Toda terça, Gerônimo se apresenta na escadaria da Igreja do Passo
Atrativos discretos tornam o Pelourinho um lugar para
entendidos. Aqueles que sabem circular sobre as pedras do tipo cabeça de
nego, que calçam as ruas, encontram sofisticação na simplicidade do
cotidiano desse Patrimônio da Humanidade, classificado assim em 1985,
pela Unesco. Sem poder se referir a todos, A TARDE selecionou alguns: um show em uma escadaria, um restaurante em um sobrado, uma loja de discos e livros alternativa, uma escola de dança que não para e a sorveteria de um francês com gostos exóticos.
Toda terça-feira, das 19h às 22h, Gerônimo se apresenta na escadaria da Igreja do Passo, onde Anselmo Duarte filmou O Pagador de Promessas (Palma de Ouro em Cannes, 1962). O cantor faz uma ponte entre o passado e o presente, sem folclore, como um tradutor da cultura que fez a fama boa da Bahia e transita por ela, intimamente. O show é de graça, em todos os sentidos.
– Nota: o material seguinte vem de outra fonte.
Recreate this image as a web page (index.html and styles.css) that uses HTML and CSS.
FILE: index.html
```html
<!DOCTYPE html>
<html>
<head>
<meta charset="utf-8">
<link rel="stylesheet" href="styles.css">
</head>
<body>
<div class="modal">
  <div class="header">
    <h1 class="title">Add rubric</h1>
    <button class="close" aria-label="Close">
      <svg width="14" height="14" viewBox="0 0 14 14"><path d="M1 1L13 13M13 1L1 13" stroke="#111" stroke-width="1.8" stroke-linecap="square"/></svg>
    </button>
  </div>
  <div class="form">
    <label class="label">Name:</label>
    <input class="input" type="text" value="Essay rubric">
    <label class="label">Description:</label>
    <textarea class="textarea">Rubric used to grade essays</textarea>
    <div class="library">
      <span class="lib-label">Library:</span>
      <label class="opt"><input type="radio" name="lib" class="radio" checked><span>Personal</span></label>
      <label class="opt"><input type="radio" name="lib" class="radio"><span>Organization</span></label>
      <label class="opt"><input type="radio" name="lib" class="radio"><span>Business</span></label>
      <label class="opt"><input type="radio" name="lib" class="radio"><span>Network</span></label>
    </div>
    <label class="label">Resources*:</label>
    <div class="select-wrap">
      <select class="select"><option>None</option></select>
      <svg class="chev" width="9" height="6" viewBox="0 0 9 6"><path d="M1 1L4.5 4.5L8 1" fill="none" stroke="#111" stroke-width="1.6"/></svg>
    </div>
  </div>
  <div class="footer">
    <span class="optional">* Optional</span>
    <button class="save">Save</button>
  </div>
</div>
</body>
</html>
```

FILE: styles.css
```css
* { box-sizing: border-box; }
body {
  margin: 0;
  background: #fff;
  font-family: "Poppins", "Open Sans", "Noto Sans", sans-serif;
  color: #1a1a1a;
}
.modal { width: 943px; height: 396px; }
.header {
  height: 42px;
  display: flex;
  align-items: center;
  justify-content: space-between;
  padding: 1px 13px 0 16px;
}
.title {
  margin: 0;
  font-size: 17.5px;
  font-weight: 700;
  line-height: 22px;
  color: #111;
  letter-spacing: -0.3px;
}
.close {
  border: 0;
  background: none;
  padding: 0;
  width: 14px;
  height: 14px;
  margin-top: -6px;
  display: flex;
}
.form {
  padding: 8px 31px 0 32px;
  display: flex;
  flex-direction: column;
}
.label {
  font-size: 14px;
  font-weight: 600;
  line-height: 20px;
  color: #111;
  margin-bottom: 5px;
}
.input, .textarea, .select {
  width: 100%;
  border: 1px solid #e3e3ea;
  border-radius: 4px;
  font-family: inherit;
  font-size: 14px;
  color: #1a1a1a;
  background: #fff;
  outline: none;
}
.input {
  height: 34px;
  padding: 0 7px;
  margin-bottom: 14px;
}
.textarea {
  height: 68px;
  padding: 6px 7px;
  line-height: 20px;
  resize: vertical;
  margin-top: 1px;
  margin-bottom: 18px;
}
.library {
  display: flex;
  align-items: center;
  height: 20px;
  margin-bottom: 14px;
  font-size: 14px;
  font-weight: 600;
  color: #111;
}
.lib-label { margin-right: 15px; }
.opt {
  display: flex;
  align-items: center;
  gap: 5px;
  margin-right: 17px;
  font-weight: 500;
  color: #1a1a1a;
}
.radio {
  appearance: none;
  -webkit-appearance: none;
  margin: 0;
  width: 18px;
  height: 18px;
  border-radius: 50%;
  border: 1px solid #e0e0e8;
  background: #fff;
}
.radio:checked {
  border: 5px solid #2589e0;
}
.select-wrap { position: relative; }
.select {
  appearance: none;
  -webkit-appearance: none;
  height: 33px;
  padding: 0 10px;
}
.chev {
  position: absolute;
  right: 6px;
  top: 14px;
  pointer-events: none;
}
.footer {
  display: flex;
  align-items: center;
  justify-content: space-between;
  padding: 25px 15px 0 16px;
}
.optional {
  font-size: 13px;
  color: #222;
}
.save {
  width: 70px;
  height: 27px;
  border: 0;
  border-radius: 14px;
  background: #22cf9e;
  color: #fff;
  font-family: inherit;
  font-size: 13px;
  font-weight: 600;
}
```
“Qualquer pessoa pode subir no palco e falar o que quiser”, institui o cantor, com o mesmo espírito democrático que o levou a se candidatar à Câmara de Vereadores, na eleição passada. A banda completa tem dez pessoas tocando há 8 anos, com satisfação. Pagos mesmo só os técnicos que armam o palco e o som, e o aluguel de equipamento e coisas assim.
“O pessoal dança o tempo todo e nunca houve violência”, exibe-se Gerônimo, que encarna a Bahia nessa hora em que dialoga com a comunidade frequentadora do seu show. Depois do espetáculo, os próprios moradores limpam a área, diferentemente do que acontece em outros locais, como o Largo do Porto da Barra, que dorme sujo para ser varrido quando os garis chegam lá pelas 7 horas.
“Os hotéis que circundam a escadaria tem clientes que voltam para participar do show que eu faço. Eles fazem reserva até quarta-feira pra não perder a terça”, exibe-se, de novo, o rei do Centro Histórico. Gerônimo se instalou ali, onde cresceu e se criou, porque sentiu que o lugar era praticamente um teatro pronto, por conta do côncavo que as ladeiras e os prédios históricos constroem. O som não abala as estruturas dos sobrados seculares porque nada é estridente, muito pelo contrário, é bem “cool”.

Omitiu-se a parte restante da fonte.